CITATION : R v Scott [2001] NSWCCA 377
FILE NUMBER(S) : CCA 60081/00
HEARING DATE(S) : 10/8/2001
JUDGMENT DATE :
10 August 2001

PARTIES :


Regina
Michael Vincent Scott
JUDGMENT OF : Dowd J at 1; Smart AJ at 34
LOWER COURT JURISDICTION : District Court
LOWER COURT FILE NUMBER(S) :  99/31/0383
LOWER COURT JUDICIAL
 OFFICER :
Morgan DCJ
COUNSEL : Ms CJ Lyons- Applicant
Mr MC Grogan- Crown
SOLICITORS :  Mr DJ Humphreys- Applicant
Mr SE O'Connor- Crown
CATCHWORDS : Appeal against severity of sentence - Aggravated break, enter and steal - Justifiable sense of grievance - Parity
LEGISLATION CITED : Crimes Act 1900
Crimes (Sentencing Procedures) Act 1999
CASES CITED: AB v R (1999) 198 CLR 111.
Attorney General's Application (No. 1); R v Ponfield & Ors (Unreported, NSWCCA, 16 December 1999).
Postiglione v The Queen (1995) 189 CLR 295.
R v Barton (Unreported, NSWCCA, 5 March 2001).
R v Ellis (1986) 6 NSWLR 603.
R v Hodges (Unreported, NSWCCA, 20 August 1997).
Thompson v Houlton (2000) 29 NSWLR 383.
DECISION : 1. Leave to appeal granted; and 2. The sentence of imprisonment imposed by Morgan DCJ be quashed, and that in lieu thereof, a sentence be imposed of imprisonment for a period of five-and-a-half years, commencing on 16 August 1999 and concluding on 15 February 2005, with a non-parole period of three-and-a-half years to date from 16 August 1999 and to expire on 15 February 2003.

IN THE COURT OF
CRIMINAL APPEAL

60081/00

DOWD J
SMART AJ


10 August 2001

Regina v Michael Vincent SCOTT

JUDGMENT

1    DOWD J: On arraignment at the Newcastle District Court, the applicant, Michael Vincent Scott, pleaded guilty before Coolahan DCJ to a single charge of aggravated break, enter and steal contrary to s112(2) of the Crimes Act 1900 (‘the Act’). He adhered to that plea before Morgan DCJ at the East Maitland District Court on 17 February 2000, and on 18 February 2000, was sentenced by Her Honour to seven years imprisonment with a minimum term of four years and six months. At the time of sentencing, Morgan DCJ took into account thirteen matters on a Form 1. The offence upon which he was sentenced carried a maximum penalty of twenty years imprisonment.

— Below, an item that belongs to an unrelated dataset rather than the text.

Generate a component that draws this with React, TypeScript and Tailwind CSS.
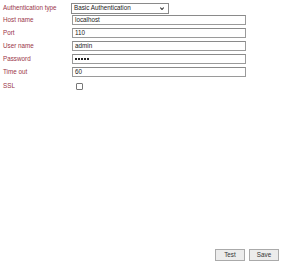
// Mail server settings form, rendered at small scale
const fields = [
  { label: 'Host name', value: 'localhost' },
  { label: 'Port', value: '110' },
  { label: 'User name', value: 'admin' },
  { label: 'Password', value: '', password: true },
  { label: 'Time out', value: '60' },
]

export default function App() {
  return (
    <div className="flex h-[264px] w-[283px] flex-col bg-white font-['Liberation_Sans',Arial,sans-serif] text-[6.3px] leading-none">
      <div className="flex flex-col pt-[3px]">
        <div className="flex h-[11px] items-center">
          <span className="w-[71px] pl-[3px] text-[#9a3548]">Authentication type</span>
          <div className="flex h-[11px] w-[98px] items-center justify-between border border-[#8a8a8a] bg-white px-[2px] text-[#222]">
            <span>Basic Authentication</span>
            <svg width="4" height="3" viewBox="0 0 4 3" className="mr-[2px]">
              <path d="M0.3 0.5 L2 2.5 L3.7 0.5" fill="none" stroke="#333" strokeWidth="1.1" />
            </svg>
          </div>
        </div>

        {fields.map((f, i) => (
          <div key={f.label} className={`flex h-[10px] items-center ${i === 0 ? 'mt-[1px]' : 'mt-[3px]'}`}>
            <span className="w-[72px] pl-[3px] text-[#9a3548]">{f.label}</span>
            <div className="flex h-[10px] w-[174px] items-center border border-[#9a9a9a] border-t-[#8a8a8a] bg-white px-[2px] text-[#222]">
              {f.password ? (
                <span className="flex gap-[1px]">
                  {[0, 1, 2, 3, 4].map((d) => (
                    <span key={d} className="h-[2px] w-[2px] bg-[#222]" />
                  ))}
                </span>
              ) : (
                f.value
              )}
            </div>
          </div>
        ))}

        <div className="mt-[5px] flex h-[8px] items-center">
          <span className="w-[76px] pl-[3px] text-[#9a3548]">SSL</span>
          <div className="h-[7px] w-[7px] rounded-[1px] border border-[#777] bg-white" />
        </div>
      </div>

      <div className="mt-auto flex justify-end gap-[4px] pb-[3px] pr-[4px]">
        <button className="h-[12px] w-[30px] border border-[#aaa] bg-[#ececec] text-[6.3px] text-[#333]">Test</button>
        <button className="h-[12px] w-[30px] border border-[#aaa] bg-[#ececec] text-[6.3px] text-[#333]">Save</button>
      </div>
    </div>
  )
}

2    The matters on the Form 1 relate to various matters, including contravening a domestic violence order, goods in custody, attempting to obtain money by deception, maliciously destroying property, and a high range PCA. There are two break, enter and steal matters, but the details of those matters were not before Her Honour.

3    More seriously, at the time of the commission of the subject offence, the applicant was on bail in relation to most of the matters on the Form 1.

4    The facts of the case are set out as follows. The victim, a resident of Cessnock, went to bed at about 2:00am on Tuesday 9 June 1999, having checked that both front and back doors were secured. The applicant and a co-offender, Pearson, gained entry into the house by removing the fly screen window and unlocking the rear door. The victim, who was eighty years of age, was in bed at the time and was threatened, and a demand was made for money. He was struck a number of times heavily on the face with a wooden tomato stake before he could answer, causing a laceration above his right eye and under his chin, the latter requiring sutures. He suffered severe bruising, swelling and redness to most of his face. The applicant and co-offender went through the victim's residence, stealing $420 from the victim's wallet. The applicant admitted entering the premises and stealing the money from the wallet, but denied inflicting the blows to the victim, saying that when he committed the offences, he was high on amphetamines, and said that the robbery was committed to support his drug habit. At the time of the sentencing of the applicant, the co-offender had not then been dealt with.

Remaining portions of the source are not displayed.